A tiny percentage of anyone’s customer base then. So why bother?

Health warning: the following section may be offensive to statisticians

Whether we succeeded at mastering maths at school or still remain baffled by the simplest equation, we are bombarded with statistics every day, typically to tell us things like, flying is incredibly safe or that you are more likely to die from a collapsing sandcastle than a shark attack.

We’re conditioned to accept the idea of “the norm”, the middle of the Bell Curve (“normal distribution” for the statisticians amongst us) and I think this permeates our idea of customer service and customer experience where we tend to design around an idealised view of the customer – how we would like them to be rather than how they actually are.

Now, I’m not arguing that anyone’s customer base doesn’t have a normal or typical customer – it makes sense to design your products and services around what most people would do – but I’m more interested in what you do for those in the margins, as that’s where competitive advantage lies.

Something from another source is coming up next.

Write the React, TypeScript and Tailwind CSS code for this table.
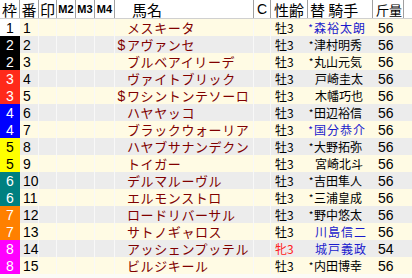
const WAKU: Record<number, string> = {
  1: "bg-white text-black",
  2: "bg-black text-white",
  3: "bg-[#ff2a1a] text-white",
  4: "bg-[#0000ff] text-white",
  5: "bg-[#ffff00] text-black",
  6: "bg-[#008080] text-white",
  7: "bg-[#ff8000] text-white",
  8: "bg-[#ff00ff] text-white",
};

type Row = {
  waku: number;
  ban: number;
  mark?: string;
  name: string;
  sex: string;
  mare?: boolean;
  jockey: string;
  star?: boolean;
  blue?: boolean;
  kin: string;
};

const rows: Row[] = [
  { waku: 1, ban: 1, name: "メスキータ", sex: "牡3", jockey: "森裕太朗", star: true, blue: true, kin: "56" },
  { waku: 2, ban: 2, mark: "$", name: "アヴァンセ", sex: "牡3", jockey: "津村明秀", star: true, kin: "56" },
  { waku: 2, ban: 3, name: "ブルベアイリーデ", sex: "牡3", jockey: "丸山元気", star: true, kin: "56" },
  { waku: 3, ban: 4, name: "ヴァイトブリック", sex: "牡3", jockey: "戸崎圭太", kin: "56" },
  { waku: 3, ban: 5, mark: "$", name: "ワシントンテソーロ", sex: "牡3", jockey: "木幡巧也", kin: "56" },
  { waku: 4, ban: 6, name: "ハヤヤッコ", sex: "牡3", jockey: "田辺裕信", star: true, kin: "56" },
  { waku: 4, ban: 7, name: "ブラックウォーリア", sex: "牡3", jockey: "国分恭介", star: true, blue: true, kin: "56" },
  { waku: 5, ban: 8, name: "ハヤブサナンデクン", sex: "牡3", jockey: "大野拓弥", star: true, kin: "56" },
  { waku: 5, ban: 9, name: "トイガー", sex: "牡3", jockey: "宮崎北斗", kin: "56" },
  { waku: 6, ban: 10, name: "デルマルーヴル", sex: "牡3", jockey: "吉田隼人", star: true, kin: "56" },
  { waku: 6, ban: 11, name: "エルモンストロ", sex: "牡3", jockey: "三浦皇成", star: true, kin: "56" },
  { waku: 7, ban: 12, name: "ロードリバーサル", sex: "牡3", jockey: "野中悠太", star: true, kin: "56" },
  { waku: 7, ban: 13, name: "サトノギャロス", sex: "牡3", jockey: "川島信二", blue: true, kin: "56" },
  { waku: 8, ban: 14, name: "アッシェンプッテル", sex: "牝3", mare: true, jockey: "城戸義政", blue: true, kin: "54" },
  { waku: 8, ban: 15, name: "ビルジキール", sex: "牡3", jockey: "内田博幸", star: true, kin: "56" },
];

const digits = { fontFamily: '"Liberation Sans", Arial, sans-serif' };

const HeadCell = ({ w, children }: { w: string; children?: React.ReactNode }) => (
  <div className={`${w} h-full flex items-center justify-center border-r border-[#a0a0a0] shrink-0 overflow-hidden`}>
    {children}
  </div>
);

const EntryRow = ({ r, even }: { r: Row; even: boolean }) => (
  <div className={`flex h-[17px] leading-none whitespace-nowrap ${even ? "bg-[#ececec]" : "bg-[#fffbe4]"}`}>
    <div
      className={`w-[20px] shrink-0 flex items-center justify-center text-[14px] ${WAKU[r.waku]}`}
      style={digits}
    >
      {r.waku}
    </div>
    <div
      className="w-[19px] shrink-0 flex items-center pl-[3px] text-[14px] border-r border-[#f8f8f8]"
      style={digits}
    >
      {r.ban}
    </div>
    <div className="w-[18px] shrink-0 border-r border-[#f8f8f8]" />
    <div className="w-[19px] shrink-0 border-r border-[#f8f8f8]" />
    <div className="w-[19px] shrink-0 border-r border-[#f8f8f8]" />
    <div className="w-[20px] shrink-0 border-r border-[#f8f8f8]" />
    <div className="w-[139px] shrink-0 flex items-center overflow-hidden text-[13px] text-[#800000] tracking-[0.6px] border-r border-[#f8f8f8]">
      <span className="w-[12px] shrink-0 text-right pr-[1px] text-[14px]" style={digits}>
        {r.mark}
      </span>
      <span>{r.name}</span>
    </div>
    <div className="w-[17px] shrink-0 border-r border-[#f8f8f8]" />
    <div className={`w-[37px] shrink-0 flex items-center pl-[4px] text-[12px] ${r.mare ? "text-[#ff2020]" : "text-black"}`}>
      {r.sex}
    </div>
    <div
      className={`w-[65px] shrink-0 flex items-center overflow-hidden text-[12px] ${r.blue ? "text-[#1a1acc] tracking-[1px]" : "text-black"}`}
    >
      {r.star ? (
        <span className="w-[6px] text-[10px] text-center shrink-0">*</span>
      ) : (
        <span className="w-[7px] shrink-0" />
      )}
      <span>{r.jockey}</span>
    </div>
    <div className="w-[31px] shrink-0 flex items-center pl-[5px] text-[14px] text-black" style={digits}>
      {r.kin}
    </div>
    <div className="flex-1" />
  </div>
);

export default function App() {
  return (
    <div
      className="w-[412px] h-[278px] bg-[#fbfbf6] overflow-hidden text-black"
      style={{ fontFamily: '"Noto Sans CJK JP", "DejaVu Sans", sans-serif' }}
    >
      <div className="flex h-[19px] bg-white text-[15px] leading-none whitespace-nowrap border-b border-[#d0d0d0]">
        <HeadCell w="w-[20px]">枠</HeadCell>
        <HeadCell w="w-[19px]">番</HeadCell>
        <HeadCell w="w-[18px]">印</HeadCell>
        <HeadCell w="w-[19px]"><span className="text-[11px] font-bold" style={digits}>M2</span></HeadCell>
        <HeadCell w="w-[19px]"><span className="text-[11px] font-bold" style={digits}>M3</span></HeadCell>
        <HeadCell w="w-[20px]"><span className="text-[11px] font-bold" style={digits}>M4</span></HeadCell>
        <div className="w-[139px] shrink-0 h-full flex items-center pl-[17px] border-r border-[#a0a0a0]">馬名</div>
        <HeadCell w="w-[17px]"><span className="text-[14px]" style={digits}>C</span></HeadCell>
        <HeadCell w="w-[37px]">性齢</HeadCell>
        <div className="w-[65px] shrink-0 h-full flex items-center pl-[2px] border-r border-[#a0a0a0]">替&nbsp;騎手</div>
        <div className="w-[31px] shrink-0 h-full flex items-center pl-[3px] text-[13px] border-r border-[#a0a0a0]">斤量</div>
        <div className="flex-1" />
      </div>
      {rows.map((r, i) => (
        <EntryRow key={r.ban} r={r} even={i % 2 === 1} />
      ))}
    </div>
  );
}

The bell curve below shows, conveniently, that 0.1% of your customer population lies 3 standard deviations from the norm so in a customer population measured for hearing ability, that’s where you would find your BSL first language population. So why cater for such a small sample?

Source: Chris53516 at English Wikipedia [Public domain], via Wikimedia Commons
The answer is that what you do for a small percentage has a knock-on effect on the whole customer population because it shows the 99.9% of your customers that don’t use BSL that you want to be inclusive, that you’re taking pains to customise your offering to those customers who do.

Extra miles (or inches)

I don’t much care for the expression “going the extra mile” in relation to customer service – sometimes an extra inch or two may be enough – but providing inclusive services will distinguish your business from the competition.

The good news is that there’s plenty of opportunity to do this and cater for people who lie closer to the centre of the bell curve – the 2% of the population with some form of dementia for example.

In my experience of implementing strategies to improve services for these “vulnerable” customers, the key to success is to embed the level of awareness in the organisation’s culture. You don’t need to dig too deep in any group of people to find individuals who – often with a passion born of personal experience – want to step up and lead the way in spreading awareness and improving services to all customers.

Very often those people aren’t in senior roles but they’re the ones who, day in and day out, make great service happen. Allowing those people to flourish is the hallmark of great customer service leaders.